▸ Supplied data
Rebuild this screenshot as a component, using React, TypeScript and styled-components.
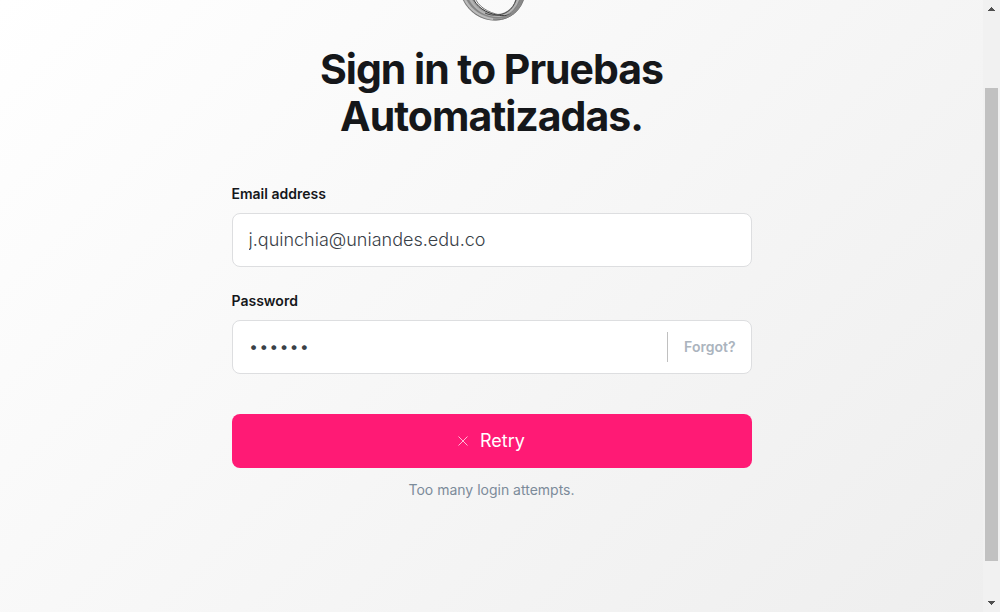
import React from 'react';
import styled, { createGlobalStyle } from 'styled-components';

const GlobalStyle = createGlobalStyle`
  *, *::before, *::after { box-sizing: border-box; }
  body {
    margin: 0;
    font-family: Inter, "Liberation Sans", sans-serif;
    color: #15171a;
  }
`;

const Page = styled.div`
  display: flex;
  height: 100vh;
`;

const Content = styled.main`
  flex: 1;
  min-width: 0;
  overflow: hidden;
  padding: 0 16px;
  background: linear-gradient(135deg, #ffffff, #eeeeee);
`;

const Form = styled.form`
  display: flex;
  flex-direction: column;
  width: 100%;
  max-width: 520px;
  margin: 0 auto;
`;

const LogoFrame = styled.header`
  display: flex;
  justify-content: center;
  align-items: flex-end;
  height: 22px;
`;

const Title = styled.h1`
  margin: 24px 0 44px;
  font-size: 41px;
  line-height: 47px;
  font-weight: 700;
  letter-spacing: -1px;
  text-align: center;
`;

const Field = styled.div`
  display: flex;
  flex-direction: column;
  gap: 9px;
  margin-bottom: 24px;
`;

const Label = styled.label`
  font-size: 14px;
  line-height: 20px;
  font-weight: 600;
`;

const Control = styled.div`
  display: flex;
  align-items: center;
  height: 54px;
  padding: 0 15px 0 16px;
  border: 1px solid #dddee0;
  border-radius: 8px;
  background: #fff;
`;

const Input = styled.input`
  flex: 1;
  min-width: 0;
  height: 100%;
  padding: 0 0 2px;
  border: 0;
  outline: 0;
  background: transparent;
  color: #394047;
  font: 300 18px Inter, "Liberation Sans", sans-serif;
`;

const Forgot = styled.button`
  height: 30px;
  padding: 0 0 2px 16px;
  border: 0;
  border-left: 1px solid #c0c0c0;
  background: transparent;
  color: #abb4be;
  font: 600 14px Inter, "Liberation Sans", sans-serif;
`;

const Retry = styled.button`
  display: flex;
  align-items: center;
  justify-content: center;
  gap: 12px;
  height: 54px;
  margin-top: 16px;
  padding: 0 0 2px;
  border: 0;
  border-radius: 8px;
  background: #ff1a75;
  color: #fff;
  font: 400 18px Inter, "Liberation Sans", sans-serif;
`;

const Message = styled.p`
  margin: 12px 0 0;
  color: #7c8b9a;
  font-size: 14px;
  line-height: 20px;
  font-weight: 400;
  text-align: center;
`;

const Scrollbar = styled.div`
  display: flex;
  flex-direction: column;
  align-items: center;
  width: 17px;
  padding: 7px 2px;
  background: #f1f1f1;
`;

const Track = styled.div`
  display: flex;
  flex-direction: column;
  flex: 1;
  width: 100%;
  padding: 77px 0 40px;
`;

const Thumb = styled.div`
  flex: 1;
  background: #c1c1c1;
`;

const Logo = () => (
  <svg width="70" height="22" viewBox="0 44 70 22" fill="none" aria-hidden="true">
    <path d="M4 40C10 56 24 65 39 64.500C54 64 65 54 68 40H59C58 50 51 57.500 40 58C28 57 19 50 15 40Z" fill="#a0a0a0" />
    <path d="M5 40C11 56 24 64 39 64C54 63.500 64 54 67.500 40" stroke="#747474" />
    <path d="M9 40C14 53 26 60 40 61.500C52 61 62 51 64 40" stroke="#858585" strokeWidth="2" />
    <path d="M12 40C17 53 28 60 42 60C53 59 60 50 62 40" stroke="#b4b4b4" strokeWidth="2" />
    <path d="M15 40C19 51 29 57 40 59C46 60 50 60 54 58" stroke="#3c3c3c" />
    <path d="M17 40C21 51 31 56.500 43 59" stroke="#777" />
    <path d="M60 40C58 51 51 58 41 59C36 59.500 32 59 28 57" stroke="#4a4a4a" />
    <path d="M8 44C14 55 25 62 36 63" stroke="#bcbcbc" strokeWidth="2" />
    <path d="M65 44C62 53 55 60 45 62" stroke="#888" strokeWidth="2" />
  </svg>
);

const Arrow = ({ down = false }: { down?: boolean }) => (
  <svg width="7" height="4" viewBox="0 0 7 4" fill="#505050" aria-hidden="true">
    <path d={down ? 'M0 0h7v1H6v1H5v1H4v1H3V3H2V2H1V1H0Z' : 'M3 0h1v1h1v1h1v1h1v1H0V3h1V2h1V1h1Z'} />
  </svg>
);

export default function App() {
  return (
    <Page>
      <GlobalStyle />
      <Content>
        <Form onSubmit={(event) => event.preventDefault()}>
          <LogoFrame><Logo /></LogoFrame>
          <Title>Sign in to Pruebas Automatizadas.</Title>
          <Field>
            <Label htmlFor="email">Email address</Label>
            <Control>
              <Input id="email" type="email" defaultValue="j.quinchia@uniandes.edu.co" />
            </Control>
          </Field>
          <Field>
            <Label htmlFor="password">Password</Label>
            <Control>
              <Input id="password" type="password" defaultValue="secret" />
              <Forgot type="button">Forgot?</Forgot>
            </Control>
          </Field>
          <Retry type="submit">
            <svg width="10" height="12" viewBox="0 0 10 12" stroke="#fff" strokeOpacity="0.7" aria-hidden="true">
              <path d="M0.5 2.5 9.5 11.5M9.5 2.5 0.5 11.5" />
            </svg>
            Retry
          </Retry>
          <Message role="alert">Too many login attempts.</Message>
        </Form>
      </Content>
      <Scrollbar aria-hidden="true">
        <Arrow />
        <Track><Thumb /></Track>
        <Arrow down />
      </Scrollbar>
    </Page>
  );
}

▸ Problem requirements
Restate the data above word for word. Skip every picture.

▸ Exercise response
Rebuild this screenshot as a component, using React, TypeScript and styled-components.
import React from 'react';
import styled, { createGlobalStyle } from 'styled-components';

const GlobalStyle = createGlobalStyle`
  *, *::before, *::after { box-sizing: border-box; }
  body {
    margin: 0;
    font-family: Inter, "Liberation Sans", sans-serif;
    color: #15171a;
  }
`;

const Page = styled.div`
  display: flex;
  height: 100vh;
`;

const Content = styled.main`
  flex: 1;
  min-width: 0;
  overflow: hidden;
  padding: 0 16px;
  background: linear-gradient(135deg, #ffffff, #eeeeee);
`;

const Form = styled.form`
  display: flex;
  flex-direction: column;
  width: 100%;
  max-width: 520px;
  margin: 0 auto;
`;

const LogoFrame = styled.header`
  display: flex;
  justify-content: center;
  align-items: flex-end;
  height: 22px;
`;

const Title = styled.h1`
  margin: 24px 0 44px;
  font-size: 41px;
  line-height: 47px;
  font-weight: 700;
  letter-spacing: -1px;
  text-align: center;
`;

const Field = styled.div`
  display: flex;
  flex-direction: column;
  gap: 9px;
  margin-bottom: 24px;
`;

const Label = styled.label`
  font-size: 14px;
  line-height: 20px;
  font-weight: 600;
`;

const Control = styled.div`
  display: flex;
  align-items: center;
  height: 54px;
  padding: 0 15px 0 16px;
  border: 1px solid #dddee0;
  border-radius: 8px;
  background: #fff;
`;

const Input = styled.input`
  flex: 1;
  min-width: 0;
  height: 100%;
  padding: 0 0 2px;
  border: 0;
  outline: 0;
  background: transparent;
  color: #394047;
  font: 300 18px Inter, "Liberation Sans", sans-serif;
`;

const Forgot = styled.button`
  height: 30px;
  padding: 0 0 2px 16px;
  border: 0;
  border-left: 1px solid #c0c0c0;
  background: transparent;
  color: #abb4be;
  font: 600 14px Inter, "Liberation Sans", sans-serif;
`;

const Retry = styled.button`
  display: flex;
  align-items: center;
  justify-content: center;
  gap: 12px;
  height: 54px;
  margin-top: 16px;
  padding: 0 0 2px;
  border: 0;
  border-radius: 8px;
  background: #ff1a75;
  color: #fff;
  font: 400 18px Inter, "Liberation Sans", sans-serif;
`;

const Message = styled.p`
  margin: 12px 0 0;
  color: #7c8b9a;
  font-size: 14px;
  line-height: 20px;
  font-weight: 400;
  text-align: center;
`;

const Scrollbar = styled.div`
  display: flex;
  flex-direction: column;
  align-items: center;
  width: 17px;
  padding: 7px 2px;
  background: #f1f1f1;
`;

const Track = styled.div`
  display: flex;
  flex-direction: column;
  flex: 1;
  width: 100%;
  padding: 77px 0 40px;
`;

const Thumb = styled.div`
  flex: 1;
  background: #c1c1c1;
`;

const Logo = () => (
  <svg width="70" height="22" viewBox="0 44 70 22" fill="none" aria-hidden="true">
    <path d="M4 40C10 56 24 65 39 64.500C54 64 65 54 68 40H59C58 50 51 57.500 40 58C28 57 19 50 15 40Z" fill="#a0a0a0" />
    <path d="M5 40C11 56 24 64 39 64C54 63.500 64 54 67.500 40" stroke="#747474" />
    <path d="M9 40C14 53 26 60 40 61.500C52 61 62 51 64 40" stroke="#858585" strokeWidth="2" />
    <path d="M12 40C17 53 28 60 42 60C53 59 60 50 62 40" stroke="#b4b4b4" strokeWidth="2" />
    <path d="M15 40C19 51 29 57 40 59C46 60 50 60 54 58" stroke="#3c3c3c" />
    <path d="M17 40C21 51 31 56.500 43 59" stroke="#777" />
    <path d="M60 40C58 51 51 58 41 59C36 59.500 32 59 28 57" stroke="#4a4a4a" />
    <path d="M8 44C14 55 25 62 36 63" stroke="#bcbcbc" strokeWidth="2" />
    <path d="M65 44C62 53 55 60 45 62" stroke="#888" strokeWidth="2" />
  </svg>
);

const Arrow = ({ down = false }: { down?: boolean }) => (
  <svg width="7" height="4" viewBox="0 0 7 4" fill="#505050" aria-hidden="true">
    <path d={down ? 'M0 0h7v1H6v1H5v1H4v1H3V3H2V2H1V1H0Z' : 'M3 0h1v1h1v1h1v1h1v1H0V3h1V2h1V1h1Z'} />
  </svg>
);

export default function App() {
  return (
    <Page>
      <GlobalStyle />
      <Content>
        <Form onSubmit={(event) => event.preventDefault()}>
          <LogoFrame><Logo /></LogoFrame>
          <Title>Sign in to Pruebas Automatizadas.</Title>
          <Field>
            <Label htmlFor="email">Email address</Label>
            <Control>
              <Input id="email" type="email" defaultValue="j.quinchia@uniandes.edu.co" />
            </Control>
          </Field>
          <Field>
            <Label htmlFor="password">Password</Label>
            <Control>
              <Input id="password" type="password" defaultValue="secret" />
              <Forgot type="button">Forgot?</Forgot>
            </Control>
          </Field>
          <Retry type="submit">
            <svg width="10" height="12" viewBox="0 0 10 12" stroke="#fff" strokeOpacity="0.7" aria-hidden="true">
              <path d="M0.5 2.5 9.5 11.5M9.5 2.5 0.5 11.5" />
            </svg>
            Retry
          </Retry>
          <Message role="alert">Too many login attempts.</Message>
        </Form>
      </Content>
      <Scrollbar aria-hidden="true">
        <Arrow />
        <Track><Thumb /></Track>
        <Arrow down />
      </Scrollbar>
    </Page>
  );
}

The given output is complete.